▶ [Supplied material]:
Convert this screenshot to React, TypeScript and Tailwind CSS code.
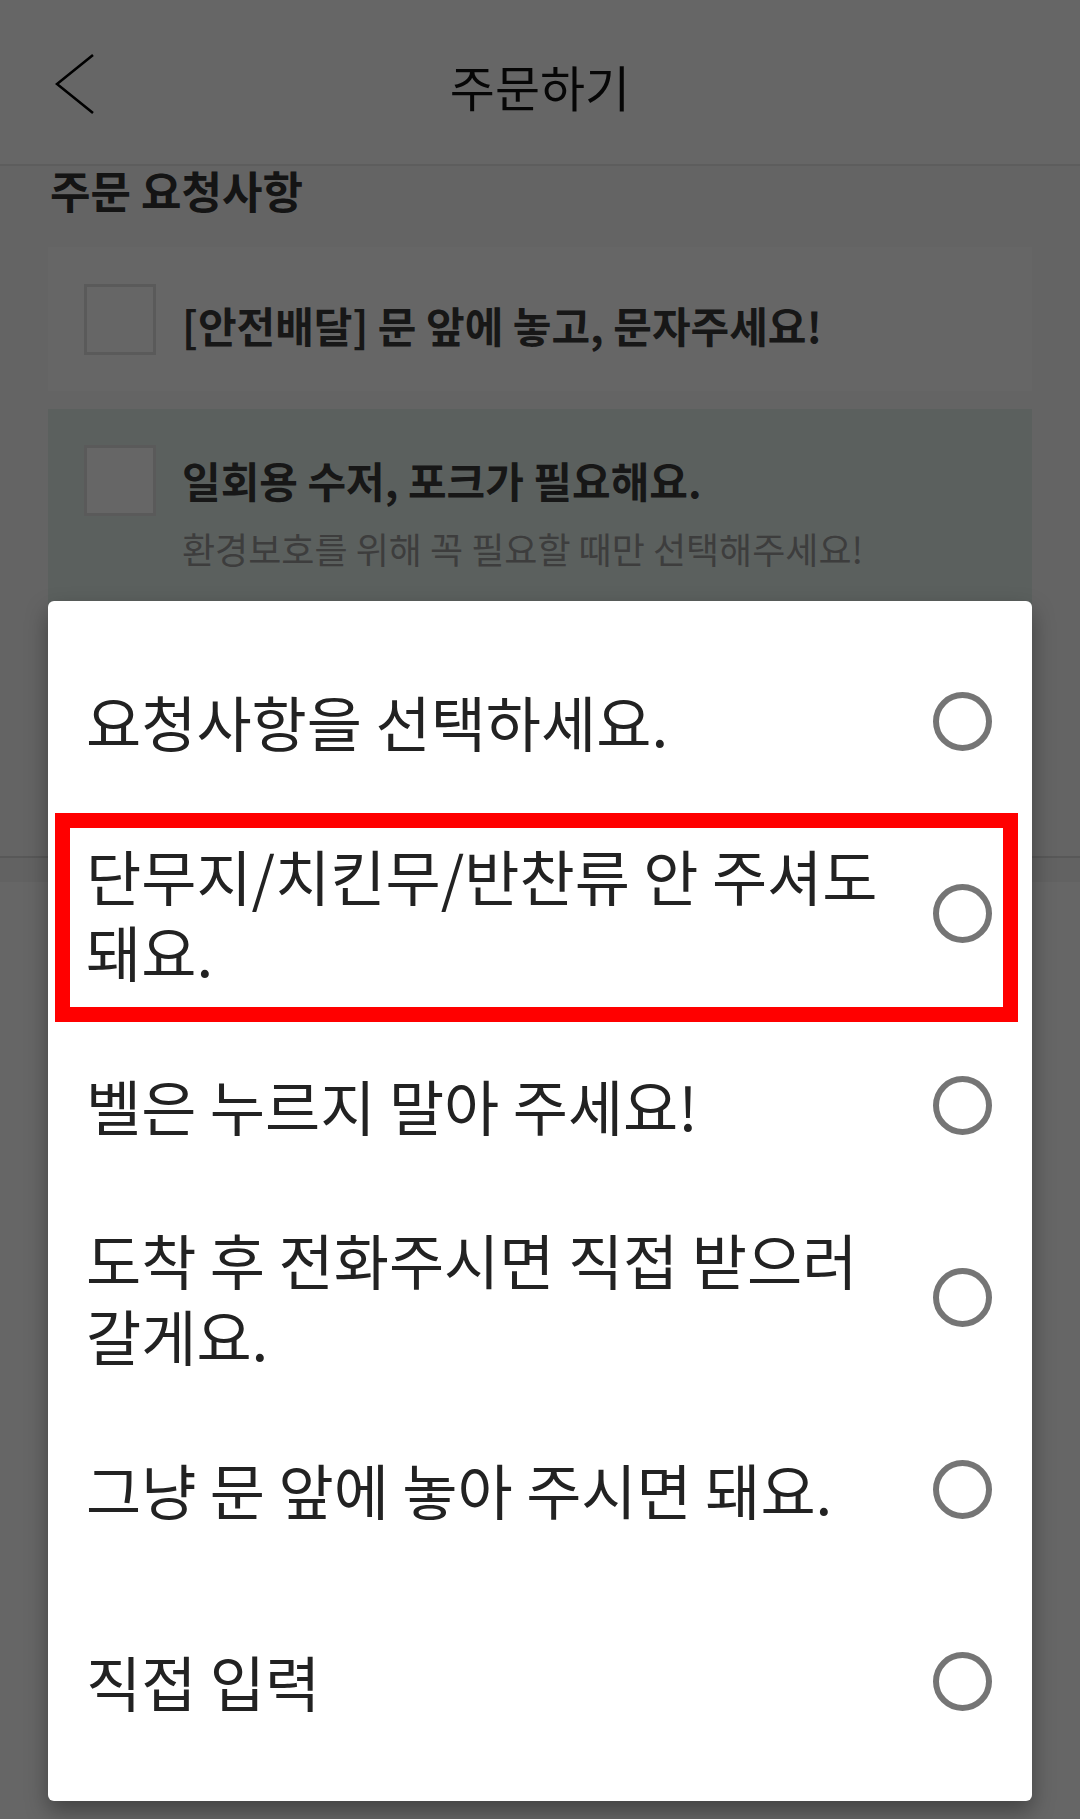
import React from "react";

const options = [
  "요청사항을 선택하세요.",
  "단무지/치킨무/반찬류 안 주셔도 돼요.",
  "벨은 누르지 말아 주세요!",
  "도착 후 전화주시면 직접 받으러 갈게요.",
  "그냥 문 앞에 놓아 주시면 돼요.",
  "직접 입력",
];

const Checkbox = () => (
  <div className="h-[71px] w-[72px] shrink-0 border-[3px] border-[#e0e0e0] bg-white" />
);

const App: React.FC = () => {
  return (
    <div className="relative h-[1819px] w-[1080px] overflow-hidden bg-[#fafafa] font-['Noto_Sans_CJK_KR',sans-serif]">
      {/* page behind the sheet */}
      <header className="relative flex h-[166px] items-center justify-center border-b-2 border-[#e8e8e8] bg-white">
        <svg
          className="absolute left-[55px] top-[53px]"
          width="40"
          height="62"
          viewBox="0 0 40 62"
          fill="none"
        >
          <polyline points="38,2 2,31 38,60" stroke="#000" strokeWidth="2.6" />
        </svg>
        <h1 className="mt-[8px] text-[49px] font-normal text-[#111]">주문하기</h1>
      </header>

      <h2 className="pl-[50px] text-[44px] font-bold leading-[48px] text-[#333]">
        주문 요청사항
      </h2>

      <div className="mx-[48px] mt-[33px] flex h-[144px] items-center gap-[26px] bg-white pl-[36px]">
        <Checkbox />
        <span className="mt-[10px] text-[42px] font-bold text-[#3a3a3a]">
          [안전배달] 문 앞에 놓고, 문자주세요!
        </span>
      </div>

      <div className="mx-[48px] mt-[18px] flex h-[240px] gap-[26px] bg-[#e4f0eb] pl-[36px] pt-[36px]">
        <Checkbox />
        <div className="flex flex-col">
          <span className="mt-[10px] text-[42px] font-bold leading-[50px] text-[#3a3a3a]">
            일회용 수저, 포크가 필요해요.
          </span>
          <span className="mt-[21px] text-[36px] leading-[44px] text-[#999]">
            환경보호를 위해 꼭 필요할 때만 선택해주세요!
          </span>
        </div>
      </div>

      <div className="mt-[207px] h-[26px] border-t-2 border-[#dcdcdc] bg-[#f5f5f5]" />
      <div className="h-[940px] bg-white" />

      {/* dim */}
      <div className="absolute inset-0 bg-black/60" />

      {/* option sheet */}
      <div className="absolute left-[48px] top-[601px] w-[984px] rounded-[6px] bg-white py-[24px] shadow-[0_10px_22px_rgba(0,0,0,0.35)]">
        {options.map((label, i) => (
          <div key={label} className="relative flex h-[192px] items-center pl-[38px] pr-[40px]">
            <span className="flex-1 break-keep pr-[24px] text-[60px] leading-[76px] text-[#222]">
              {label}
            </span>
            <span className="h-[59px] w-[59px] shrink-0 rounded-full border-[6px] border-[#757575]" />
            {i === 1 && (
              <div className="absolute left-[7px] right-[14px] top-[-4px] h-[209px] border-[15px] border-[#ff0000]" />
            )}
          </div>
        ))}
      </div>
    </div>
  );
};

export default App;
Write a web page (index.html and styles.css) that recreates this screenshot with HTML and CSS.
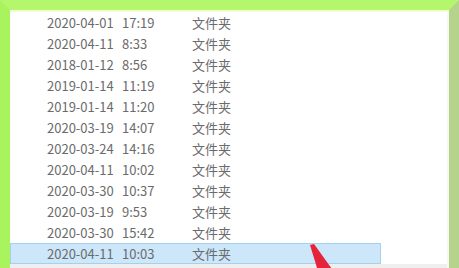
FILE: index.html
```html
<!DOCTYPE html>
<html lang="zh">
<head>
<meta charset="utf-8">
<link rel="stylesheet" href="styles.css">
</head>
<body>
<div class="frame">
  <div class="panel">
    <div class="list">
      <div class="row"><span class="date">2020-04-01</span><span class="time">17:19</span><span class="type">文件夹</span></div>
      <div class="row"><span class="date">2020-04-11</span><span class="time">8:33</span><span class="type">文件夹</span></div>
      <div class="row"><span class="date">2018-01-12</span><span class="time">8:56</span><span class="type">文件夹</span></div>
      <div class="row"><span class="date">2019-01-14</span><span class="time">11:19</span><span class="type">文件夹</span></div>
      <div class="row"><span class="date">2019-01-14</span><span class="time">11:20</span><span class="type">文件夹</span></div>
      <div class="row"><span class="date">2020-03-19</span><span class="time">14:07</span><span class="type">文件夹</span></div>
      <div class="row"><span class="date">2020-03-24</span><span class="time">14:16</span><span class="type">文件夹</span></div>
      <div class="row"><span class="date">2020-04-11</span><span class="time">10:02</span><span class="type">文件夹</span></div>
      <div class="row"><span class="date">2020-03-30</span><span class="time">10:37</span><span class="type">文件夹</span></div>
      <div class="row"><span class="date">2020-03-19</span><span class="time">9:53</span><span class="type">文件夹</span></div>
      <div class="row"><span class="date">2020-03-30</span><span class="time">15:42</span><span class="type">文件夹</span></div>
      <div class="row selected"><span class="date">2020-04-11</span><span class="time">10:03</span><span class="type">文件夹</span></div>
    </div>
    <div class="statusbar"></div>
  </div>
  <svg class="arrow" width="40" height="30" viewBox="0 0 40 30">
    <polygon points="8,4 12,3 30,28 16,30" fill="#e5243b"/>
  </svg>
</div>
</body>
</html>
```
FILE: styles.css
```css
html, body {
  margin: 0;
  padding: 0;
  background: #ffffff;
}
body {
  width: 459px;
  height: 268px;
  overflow: hidden;
  font-family: "Noto Sans CJK SC", "Noto Sans", sans-serif;
}
.frame {
  position: relative;
  box-sizing: border-box;
  width: 459px;
  height: 268px;
  border-top: 10px solid #b4f76c;
  border-left: 10px solid #a9f45e;
  border-right: 10px solid #b6d38c;
}
.panel {
  display: flex;
  flex-direction: column;
  height: 100%;
  background: #ffffff;
  border-top: 2px solid #f2ffd0;
  border-right: 2px solid #f6f9f0;
  box-sizing: border-box;
}
.list {
  flex: 1;
  display: flex;
  flex-direction: column;
}
.row {
  display: flex;
  align-items: center;
  height: 21px;
  width: 371px;
  box-sizing: border-box;
  padding-left: 36px;
  font-size: 13px;
  color: #6b6b6b;
  border: 1px solid transparent;
}
.row.selected {
  background: #cce6fa;
  border-color: #a6d0f0;
}
.date { width: 75px; }
.time { width: 70px; }
.statusbar {
  height: 4px;
  background: #efefef;
}
.arrow {
  position: absolute;
  left: 292px;
  top: 231px;
}
```
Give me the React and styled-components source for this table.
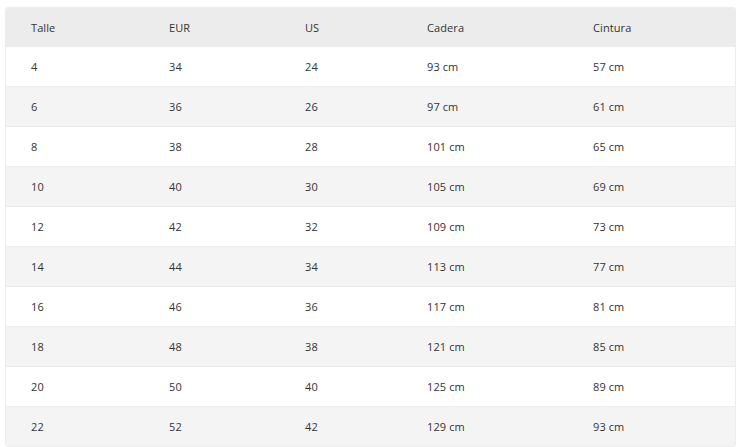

▶ [The problem]: Copy out the whole listing exactly, and don't carry over any pictures.

▶ [Complete answer]:
Convert this screenshot to React, TypeScript and Tailwind CSS code.
import React from "react";

const options = [
  "요청사항을 선택하세요.",
  "단무지/치킨무/반찬류 안 주셔도 돼요.",
  "벨은 누르지 말아 주세요!",
  "도착 후 전화주시면 직접 받으러 갈게요.",
  "그냥 문 앞에 놓아 주시면 돼요.",
  "직접 입력",
];

const Checkbox = () => (
  <div className="h-[71px] w-[72px] shrink-0 border-[3px] border-[#e0e0e0] bg-white" />
);

const App: React.FC = () => {
  return (
    <div className="relative h-[1819px] w-[1080px] overflow-hidden bg-[#fafafa] font-['Noto_Sans_CJK_KR',sans-serif]">
      {/* page behind the sheet */}
      <header className="relative flex h-[166px] items-center justify-center border-b-2 border-[#e8e8e8] bg-white">
        <svg
          className="absolute left-[55px] top-[53px]"
          width="40"
          height="62"
          viewBox="0 0 40 62"
          fill="none"
        >
          <polyline points="38,2 2,31 38,60" stroke="#000" strokeWidth="2.6" />
        </svg>
        <h1 className="mt-[8px] text-[49px] font-normal text-[#111]">주문하기</h1>
      </header>

      <h2 className="pl-[50px] text-[44px] font-bold leading-[48px] text-[#333]">
        주문 요청사항
      </h2>

      <div className="mx-[48px] mt-[33px] flex h-[144px] items-center gap-[26px] bg-white pl-[36px]">
        <Checkbox />
        <span className="mt-[10px] text-[42px] font-bold text-[#3a3a3a]">
          [안전배달] 문 앞에 놓고, 문자주세요!
        </span>
      </div>

      <div className="mx-[48px] mt-[18px] flex h-[240px] gap-[26px] bg-[#e4f0eb] pl-[36px] pt-[36px]">
        <Checkbox />
        <div className="flex flex-col">
          <span className="mt-[10px] text-[42px] font-bold leading-[50px] text-[#3a3a3a]">
            일회용 수저, 포크가 필요해요.
          </span>
          <span className="mt-[21px] text-[36px] leading-[44px] text-[#999]">
            환경보호를 위해 꼭 필요할 때만 선택해주세요!
          </span>
        </div>
      </div>

      <div className="mt-[207px] h-[26px] border-t-2 border-[#dcdcdc] bg-[#f5f5f5]" />
      <div className="h-[940px] bg-white" />

      {/* dim */}
      <div className="absolute inset-0 bg-black/60" />

      {/* option sheet */}
      <div className="absolute left-[48px] top-[601px] w-[984px] rounded-[6px] bg-white py-[24px] shadow-[0_10px_22px_rgba(0,0,0,0.35)]">
        {options.map((label, i) => (
          <div key={label} className="relative flex h-[192px] items-center pl-[38px] pr-[40px]">
            <span className="flex-1 break-keep pr-[24px] text-[60px] leading-[76px] text-[#222]">
              {label}
            </span>
            <span className="h-[59px] w-[59px] shrink-0 rounded-full border-[6px] border-[#757575]" />
            {i === 1 && (
              <div className="absolute left-[7px] right-[14px] top-[-4px] h-[209px] border-[15px] border-[#ff0000]" />
            )}
          </div>
        ))}
      </div>
    </div>
  );
};

export default App;
Write a web page (index.html and styles.css) that recreates this screenshot with HTML and CSS.
FILE: index.html
```html
<!DOCTYPE html>
<html lang="zh">
<head>
<meta charset="utf-8">
<link rel="stylesheet" href="styles.css">
</head>
<body>
<div class="frame">
  <div class="panel">
    <div class="list">
      <div class="row"><span class="date">2020-04-01</span><span class="time">17:19</span><span class="type">文件夹</span></div>
      <div class="row"><span class="date">2020-04-11</span><span class="time">8:33</span><span class="type">文件夹</span></div>
      <div class="row"><span class="date">2018-01-12</span><span class="time">8:56</span><span class="type">文件夹</span></div>
      <div class="row"><span class="date">2019-01-14</span><span class="time">11:19</span><span class="type">文件夹</span></div>
      <div class="row"><span class="date">2019-01-14</span><span class="time">11:20</span><span class="type">文件夹</span></div>
      <div class="row"><span class="date">2020-03-19</span><span class="time">14:07</span><span class="type">文件夹</span></div>
      <div class="row"><span class="date">2020-03-24</span><span class="time">14:16</span><span class="type">文件夹</span></div>
      <div class="row"><span class="date">2020-04-11</span><span class="time">10:02</span><span class="type">文件夹</span></div>
      <div class="row"><span class="date">2020-03-30</span><span class="time">10:37</span><span class="type">文件夹</span></div>
      <div class="row"><span class="date">2020-03-19</span><span class="time">9:53</span><span class="type">文件夹</span></div>
      <div class="row"><span class="date">2020-03-30</span><span class="time">15:42</span><span class="type">文件夹</span></div>
      <div class="row selected"><span class="date">2020-04-11</span><span class="time">10:03</span><span class="type">文件夹</span></div>
    </div>
    <div class="statusbar"></div>
  </div>
  <svg class="arrow" width="40" height="30" viewBox="0 0 40 30">
    <polygon points="8,4 12,3 30,28 16,30" fill="#e5243b"/>
  </svg>
</div>
</body>
</html>
```
FILE: styles.css
```css
html, body {
  margin: 0;
  padding: 0;
  background: #ffffff;
}
body {
  width: 459px;
  height: 268px;
  overflow: hidden;
  font-family: "Noto Sans CJK SC", "Noto Sans", sans-serif;
}
.frame {
  position: relative;
  box-sizing: border-box;
  width: 459px;
  height: 268px;
  border-top: 10px solid #b4f76c;
  border-left: 10px solid #a9f45e;
  border-right: 10px solid #b6d38c;
}
.panel {
  display: flex;
  flex-direction: column;
  height: 100%;
  background: #ffffff;
  border-top: 2px solid #f2ffd0;
  border-right: 2px solid #f6f9f0;
  box-sizing: border-box;
}
.list {
  flex: 1;
  display: flex;
  flex-direction: column;
}
.row {
  display: flex;
  align-items: center;
  height: 21px;
  width: 371px;
  box-sizing: border-box;
  padding-left: 36px;
  font-size: 13px;
  color: #6b6b6b;
  border: 1px solid transparent;
}
.row.selected {
  background: #cce6fa;
  border-color: #a6d0f0;
}
.date { width: 75px; }
.time { width: 70px; }
.statusbar {
  height: 4px;
  background: #efefef;
}
.arrow {
  position: absolute;
  left: 292px;
  top: 231px;
}
```
Give me the React and styled-components source for this table.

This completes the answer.